Я не стал продолжать, видно было, что майор не желает говорить. В части, которую мы посетили первой и задержались в ней надолго, командующий полком, подполковник Иванцов, принял нас не добро.
– Чего, уже арестовывать примчались? – раздраженно спросил он.
– Это не по нашей части, товарищ подполковник, просто посмотреть, – не моргнув глазом, ответил Истомин.
– А чего тут смотреть. Стоит фрицам ударить, как следует, и все – амба.
– Что, совсем туго? – продолжал Истомин.
– А как еще? Снарядов нет, топлива нет, продовольствия – тоже нет. Как воевать прикажете?
– Все будет. На путях диверсии, снабженцы застряли. Потеряли уже два эшелона боеприпасов и продовольствия. Сейчас налаживают контрдиверсионную работу. Очень много предателей развелось, переходят к немцам, а чтобы новые хозяева приняли, устраивают подрывы.
– И все это предатели делают, может, немцы? – не унимался подполковник.
– И немцы тоже, естественно. Куда без них. Авиация у них не дремлет, – майор Истомин достал и разложил на столе карту местности, на которой стоял полк.
– Что у вас на левом фланге, товарищ Иванцов?

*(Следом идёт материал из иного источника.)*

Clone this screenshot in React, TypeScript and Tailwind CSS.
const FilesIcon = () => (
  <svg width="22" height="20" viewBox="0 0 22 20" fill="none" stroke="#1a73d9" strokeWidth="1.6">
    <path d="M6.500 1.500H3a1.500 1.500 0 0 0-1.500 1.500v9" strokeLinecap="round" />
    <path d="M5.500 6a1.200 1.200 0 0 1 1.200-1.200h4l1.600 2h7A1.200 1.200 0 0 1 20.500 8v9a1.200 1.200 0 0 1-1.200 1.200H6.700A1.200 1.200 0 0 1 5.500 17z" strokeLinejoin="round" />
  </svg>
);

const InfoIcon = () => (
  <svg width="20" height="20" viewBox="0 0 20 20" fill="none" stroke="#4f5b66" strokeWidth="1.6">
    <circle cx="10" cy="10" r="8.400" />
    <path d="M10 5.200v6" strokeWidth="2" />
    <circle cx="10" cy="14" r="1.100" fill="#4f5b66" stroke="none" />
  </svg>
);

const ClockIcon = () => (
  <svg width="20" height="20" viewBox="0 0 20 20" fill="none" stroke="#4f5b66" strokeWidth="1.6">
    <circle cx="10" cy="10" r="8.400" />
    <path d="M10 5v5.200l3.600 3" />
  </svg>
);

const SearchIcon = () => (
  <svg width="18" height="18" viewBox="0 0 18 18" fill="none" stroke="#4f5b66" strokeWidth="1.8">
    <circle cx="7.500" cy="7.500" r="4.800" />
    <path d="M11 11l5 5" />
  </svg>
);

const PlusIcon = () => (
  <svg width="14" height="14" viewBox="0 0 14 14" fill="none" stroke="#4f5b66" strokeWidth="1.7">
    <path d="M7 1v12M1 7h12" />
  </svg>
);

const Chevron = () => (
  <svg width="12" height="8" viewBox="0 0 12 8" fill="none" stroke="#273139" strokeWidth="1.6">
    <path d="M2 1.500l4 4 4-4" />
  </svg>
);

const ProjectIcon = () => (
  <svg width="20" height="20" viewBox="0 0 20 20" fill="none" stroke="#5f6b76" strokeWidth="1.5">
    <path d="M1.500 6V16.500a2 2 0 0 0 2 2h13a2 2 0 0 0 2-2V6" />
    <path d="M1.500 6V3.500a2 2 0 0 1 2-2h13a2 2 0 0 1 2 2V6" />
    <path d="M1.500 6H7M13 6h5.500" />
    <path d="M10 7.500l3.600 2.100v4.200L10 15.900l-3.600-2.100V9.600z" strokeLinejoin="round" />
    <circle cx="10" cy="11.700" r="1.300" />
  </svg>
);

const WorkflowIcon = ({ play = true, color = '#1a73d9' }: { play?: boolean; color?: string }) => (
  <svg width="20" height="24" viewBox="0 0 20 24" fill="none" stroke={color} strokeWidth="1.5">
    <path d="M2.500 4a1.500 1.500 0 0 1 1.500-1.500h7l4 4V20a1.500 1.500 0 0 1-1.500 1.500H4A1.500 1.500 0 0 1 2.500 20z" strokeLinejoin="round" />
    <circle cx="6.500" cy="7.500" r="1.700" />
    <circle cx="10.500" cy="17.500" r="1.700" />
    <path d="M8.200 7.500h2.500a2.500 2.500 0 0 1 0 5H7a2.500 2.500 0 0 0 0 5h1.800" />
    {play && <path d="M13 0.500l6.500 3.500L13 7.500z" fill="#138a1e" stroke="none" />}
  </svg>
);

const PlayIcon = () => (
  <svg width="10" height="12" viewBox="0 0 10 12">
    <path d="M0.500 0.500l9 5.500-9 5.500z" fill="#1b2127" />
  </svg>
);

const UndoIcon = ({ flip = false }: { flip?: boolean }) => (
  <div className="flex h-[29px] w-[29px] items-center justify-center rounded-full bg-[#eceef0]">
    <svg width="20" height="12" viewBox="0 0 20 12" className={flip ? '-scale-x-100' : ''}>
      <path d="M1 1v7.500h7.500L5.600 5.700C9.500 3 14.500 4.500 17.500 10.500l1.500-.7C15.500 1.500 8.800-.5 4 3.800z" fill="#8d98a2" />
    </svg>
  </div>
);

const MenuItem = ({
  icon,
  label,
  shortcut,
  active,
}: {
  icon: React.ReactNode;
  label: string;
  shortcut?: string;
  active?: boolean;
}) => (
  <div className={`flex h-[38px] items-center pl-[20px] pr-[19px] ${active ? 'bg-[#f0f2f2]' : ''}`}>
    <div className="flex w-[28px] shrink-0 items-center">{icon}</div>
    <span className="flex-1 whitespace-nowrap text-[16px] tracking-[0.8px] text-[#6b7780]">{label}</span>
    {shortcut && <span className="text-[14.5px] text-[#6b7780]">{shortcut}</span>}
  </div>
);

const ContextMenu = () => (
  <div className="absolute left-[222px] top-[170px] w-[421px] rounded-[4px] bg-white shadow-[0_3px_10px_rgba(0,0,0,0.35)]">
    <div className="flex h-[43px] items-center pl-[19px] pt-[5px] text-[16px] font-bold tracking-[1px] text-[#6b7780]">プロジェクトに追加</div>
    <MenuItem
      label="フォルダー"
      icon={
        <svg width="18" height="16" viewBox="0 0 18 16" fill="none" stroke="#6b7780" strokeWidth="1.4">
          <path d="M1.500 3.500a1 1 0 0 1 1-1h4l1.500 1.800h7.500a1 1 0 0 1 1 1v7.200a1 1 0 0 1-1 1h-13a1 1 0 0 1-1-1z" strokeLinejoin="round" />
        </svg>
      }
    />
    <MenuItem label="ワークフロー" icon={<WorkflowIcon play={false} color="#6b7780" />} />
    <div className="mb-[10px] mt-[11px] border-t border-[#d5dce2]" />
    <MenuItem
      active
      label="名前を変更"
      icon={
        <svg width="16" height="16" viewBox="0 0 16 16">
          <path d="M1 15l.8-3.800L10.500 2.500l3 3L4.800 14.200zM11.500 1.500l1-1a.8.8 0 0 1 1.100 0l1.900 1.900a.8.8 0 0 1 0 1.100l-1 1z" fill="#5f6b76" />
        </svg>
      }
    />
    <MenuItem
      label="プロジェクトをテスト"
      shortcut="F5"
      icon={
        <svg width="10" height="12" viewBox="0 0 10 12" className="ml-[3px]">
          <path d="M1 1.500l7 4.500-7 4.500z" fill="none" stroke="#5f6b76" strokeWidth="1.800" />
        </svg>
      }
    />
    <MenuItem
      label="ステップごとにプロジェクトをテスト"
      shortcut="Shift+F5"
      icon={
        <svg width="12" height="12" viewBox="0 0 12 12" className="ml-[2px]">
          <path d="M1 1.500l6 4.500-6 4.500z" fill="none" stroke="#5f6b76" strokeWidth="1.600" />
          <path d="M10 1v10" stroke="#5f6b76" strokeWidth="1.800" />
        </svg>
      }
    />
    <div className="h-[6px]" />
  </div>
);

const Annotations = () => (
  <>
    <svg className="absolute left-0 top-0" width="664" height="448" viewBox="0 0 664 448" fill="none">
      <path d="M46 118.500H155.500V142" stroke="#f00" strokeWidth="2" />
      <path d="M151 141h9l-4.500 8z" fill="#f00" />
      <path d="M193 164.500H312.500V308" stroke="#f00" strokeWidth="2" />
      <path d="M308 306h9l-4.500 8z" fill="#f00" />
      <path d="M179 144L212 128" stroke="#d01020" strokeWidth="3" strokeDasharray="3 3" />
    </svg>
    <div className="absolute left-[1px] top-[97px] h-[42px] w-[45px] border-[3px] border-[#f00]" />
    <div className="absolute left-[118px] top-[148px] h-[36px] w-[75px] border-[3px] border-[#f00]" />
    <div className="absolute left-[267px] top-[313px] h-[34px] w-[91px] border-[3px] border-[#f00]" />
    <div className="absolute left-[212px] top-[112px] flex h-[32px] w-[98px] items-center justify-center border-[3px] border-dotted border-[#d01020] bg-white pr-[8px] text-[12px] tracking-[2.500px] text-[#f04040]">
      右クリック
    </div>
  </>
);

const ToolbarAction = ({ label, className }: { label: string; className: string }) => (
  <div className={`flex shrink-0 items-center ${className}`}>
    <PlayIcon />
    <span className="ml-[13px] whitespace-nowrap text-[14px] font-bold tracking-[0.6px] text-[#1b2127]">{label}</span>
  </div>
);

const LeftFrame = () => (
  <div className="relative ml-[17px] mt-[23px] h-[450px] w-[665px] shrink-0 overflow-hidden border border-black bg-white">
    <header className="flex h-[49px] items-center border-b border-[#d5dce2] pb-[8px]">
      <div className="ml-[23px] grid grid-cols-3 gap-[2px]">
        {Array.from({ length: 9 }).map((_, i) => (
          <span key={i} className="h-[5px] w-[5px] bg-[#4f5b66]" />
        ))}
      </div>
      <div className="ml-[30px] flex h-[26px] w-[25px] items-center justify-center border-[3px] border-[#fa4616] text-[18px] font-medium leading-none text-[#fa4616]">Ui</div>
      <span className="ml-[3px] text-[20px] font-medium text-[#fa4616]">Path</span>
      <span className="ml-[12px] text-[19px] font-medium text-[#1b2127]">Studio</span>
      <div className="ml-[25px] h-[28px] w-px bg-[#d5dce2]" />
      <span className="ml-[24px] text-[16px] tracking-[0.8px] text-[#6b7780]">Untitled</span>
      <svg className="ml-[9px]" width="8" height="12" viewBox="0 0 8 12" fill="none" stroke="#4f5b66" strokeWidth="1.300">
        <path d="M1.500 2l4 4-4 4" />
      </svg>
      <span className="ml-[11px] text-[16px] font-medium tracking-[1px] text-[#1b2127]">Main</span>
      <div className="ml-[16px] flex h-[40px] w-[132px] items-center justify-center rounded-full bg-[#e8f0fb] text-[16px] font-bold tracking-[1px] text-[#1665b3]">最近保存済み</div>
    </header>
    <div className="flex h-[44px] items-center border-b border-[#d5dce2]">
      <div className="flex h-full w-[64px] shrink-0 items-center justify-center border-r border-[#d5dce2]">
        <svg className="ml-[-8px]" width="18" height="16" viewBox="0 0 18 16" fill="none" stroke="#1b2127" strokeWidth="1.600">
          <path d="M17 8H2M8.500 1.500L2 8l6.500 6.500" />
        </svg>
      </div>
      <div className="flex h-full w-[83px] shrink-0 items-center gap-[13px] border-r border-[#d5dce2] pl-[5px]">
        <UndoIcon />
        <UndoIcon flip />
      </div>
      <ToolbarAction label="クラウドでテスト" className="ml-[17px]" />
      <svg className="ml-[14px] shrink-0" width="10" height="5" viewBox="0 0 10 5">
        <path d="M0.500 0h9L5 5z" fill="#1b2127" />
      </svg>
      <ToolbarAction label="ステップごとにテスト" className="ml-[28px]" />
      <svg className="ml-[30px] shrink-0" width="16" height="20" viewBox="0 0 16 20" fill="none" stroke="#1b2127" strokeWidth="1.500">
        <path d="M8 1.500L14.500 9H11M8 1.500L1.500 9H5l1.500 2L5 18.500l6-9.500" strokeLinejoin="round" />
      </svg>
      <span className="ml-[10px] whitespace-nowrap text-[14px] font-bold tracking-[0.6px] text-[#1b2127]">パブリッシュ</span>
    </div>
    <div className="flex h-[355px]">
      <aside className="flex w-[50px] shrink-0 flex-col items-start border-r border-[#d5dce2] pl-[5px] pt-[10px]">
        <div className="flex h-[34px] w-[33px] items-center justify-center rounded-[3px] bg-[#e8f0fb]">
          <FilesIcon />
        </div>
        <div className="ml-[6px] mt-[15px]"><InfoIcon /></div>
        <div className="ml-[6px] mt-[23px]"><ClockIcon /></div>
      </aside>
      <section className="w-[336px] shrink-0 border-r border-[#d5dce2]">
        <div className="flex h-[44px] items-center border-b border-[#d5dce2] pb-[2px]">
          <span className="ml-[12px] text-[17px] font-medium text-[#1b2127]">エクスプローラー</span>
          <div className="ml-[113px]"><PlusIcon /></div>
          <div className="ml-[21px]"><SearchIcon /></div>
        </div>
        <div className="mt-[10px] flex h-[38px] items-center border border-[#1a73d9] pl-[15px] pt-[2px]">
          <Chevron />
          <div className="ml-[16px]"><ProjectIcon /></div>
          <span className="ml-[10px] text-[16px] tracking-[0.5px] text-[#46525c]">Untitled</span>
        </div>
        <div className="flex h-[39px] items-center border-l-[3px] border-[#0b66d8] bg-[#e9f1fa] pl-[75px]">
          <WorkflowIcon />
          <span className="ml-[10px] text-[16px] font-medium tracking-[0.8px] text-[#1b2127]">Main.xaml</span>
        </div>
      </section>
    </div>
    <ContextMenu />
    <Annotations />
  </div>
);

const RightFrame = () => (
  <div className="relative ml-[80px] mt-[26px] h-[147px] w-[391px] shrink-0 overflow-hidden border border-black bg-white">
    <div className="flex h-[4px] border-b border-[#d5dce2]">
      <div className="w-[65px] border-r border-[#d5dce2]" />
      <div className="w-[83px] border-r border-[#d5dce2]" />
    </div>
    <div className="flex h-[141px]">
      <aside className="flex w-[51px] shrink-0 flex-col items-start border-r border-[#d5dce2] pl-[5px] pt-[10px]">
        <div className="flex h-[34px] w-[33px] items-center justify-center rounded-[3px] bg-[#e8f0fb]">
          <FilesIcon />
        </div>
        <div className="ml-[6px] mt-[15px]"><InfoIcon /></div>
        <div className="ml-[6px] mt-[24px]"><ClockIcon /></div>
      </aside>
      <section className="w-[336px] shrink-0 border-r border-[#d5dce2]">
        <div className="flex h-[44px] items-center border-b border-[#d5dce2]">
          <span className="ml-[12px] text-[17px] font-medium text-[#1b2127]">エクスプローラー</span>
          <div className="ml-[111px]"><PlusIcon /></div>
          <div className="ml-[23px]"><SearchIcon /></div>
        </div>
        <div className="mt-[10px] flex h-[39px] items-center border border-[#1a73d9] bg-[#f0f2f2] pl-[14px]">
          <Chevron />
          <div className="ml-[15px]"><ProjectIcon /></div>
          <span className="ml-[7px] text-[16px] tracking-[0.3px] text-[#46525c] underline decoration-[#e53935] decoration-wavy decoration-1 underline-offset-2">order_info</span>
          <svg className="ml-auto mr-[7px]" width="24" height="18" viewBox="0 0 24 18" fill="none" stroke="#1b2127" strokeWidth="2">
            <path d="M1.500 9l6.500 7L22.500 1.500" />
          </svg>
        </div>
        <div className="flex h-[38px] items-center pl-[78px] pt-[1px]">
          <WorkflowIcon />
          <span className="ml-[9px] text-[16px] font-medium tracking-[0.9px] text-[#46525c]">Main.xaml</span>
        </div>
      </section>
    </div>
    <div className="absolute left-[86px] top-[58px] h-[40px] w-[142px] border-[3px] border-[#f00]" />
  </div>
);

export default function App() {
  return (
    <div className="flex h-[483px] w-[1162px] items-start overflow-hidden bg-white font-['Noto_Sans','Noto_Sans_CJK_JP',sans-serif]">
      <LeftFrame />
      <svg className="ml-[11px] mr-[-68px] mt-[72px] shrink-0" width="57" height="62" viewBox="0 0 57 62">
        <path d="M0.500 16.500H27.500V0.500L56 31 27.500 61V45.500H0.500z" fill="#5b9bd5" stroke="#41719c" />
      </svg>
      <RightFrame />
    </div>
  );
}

– Два танка, без горючего. Там несколько домишек от деревни осталось, ну мы танки в сараях и замаскировали. У них десяток снарядов на двоих. Там же неполная рота, стрелковая. Много раненых. Легкие все на позициях, тяжелых держим в тылу. Отправить не на чем.
– Справа что? – продолжал Истомин.
– Рота, плюс минометчики. Артиллерия вся в центре, да и осталось-то их. Четыре пушчонки да снарядов по ящику на ствол.
– Сегодня вечером, крайний срок завтра утром, подойдут подкрепления и снабжение. Ваш полк – ближайший от узловой станции. И именно на вашем направлении, по данным разведки, сосредоточены главные силы фашистов.
– Опять нам все самое вкусное, – рассердился комполка.
– Я же сказал, успеем пополнить ваше войско. Вы должны выдержать первый удар, смотрите сюда, – Истомин ткнул в карту карандашом. – Ставкой разработана операция, я уполномочен довести ее до вас. Вот здесь вы, – майор опять показал что-то на карте, – в километре от вас на восток, в вашем тылу, понижение местности. Ваша задача, сдерживая натиск врага, медленно отойти. Продвигаясь назад, нужно немного оторваться от противника, затем вы поднимитесь выше немцев, они попрут за вами…
– А если они окажутся выше?
– Во фланг не ударят. Там уже подготовлен удар наших войск. С севера ударит механизированный корпус Коваленко, а с юга – стрелковая дивизия Назарова. Им все равно на север надо, а то сами в котле окажутся. Мы должны сделать немцам хороший котел, когда вы затащите их под холмы.
– А чего же просто не атаковать?
– Товарищ подполковник, – это влез я, – немцы будут очень рады, если вы сами к ним придете.
– Это младший лейтенант ГБ, Новиков. Он неплохой специалист в планировании, несмотря на его возраст, – и повернувшись ко мне добавил: – карту посмотри.
– Какой на хрен специалист, – шепчу я майору, – вы чего?
– Дожили, теперь лейтенанты у нас в специалистах ходят! – проговорил командир полка себе под нос и добавил вслух: – Ну, посмотри, специалист.
Посмотрев карту, я понял, что ситуация, швах. В прямом смысле. Для того чтобы это понять, не нужно быть подполковником.
– Разведку проводили? – неуверенно спросил я.
– Конечно, толку только нет, ничего особенного не выяснили. Немцы шерстят у себя в тылах, как наскипидаренные.
– Надо языка, причем серьезного, – сказал Истомин.
– Немцы по одному не ходят, особенно офицеры.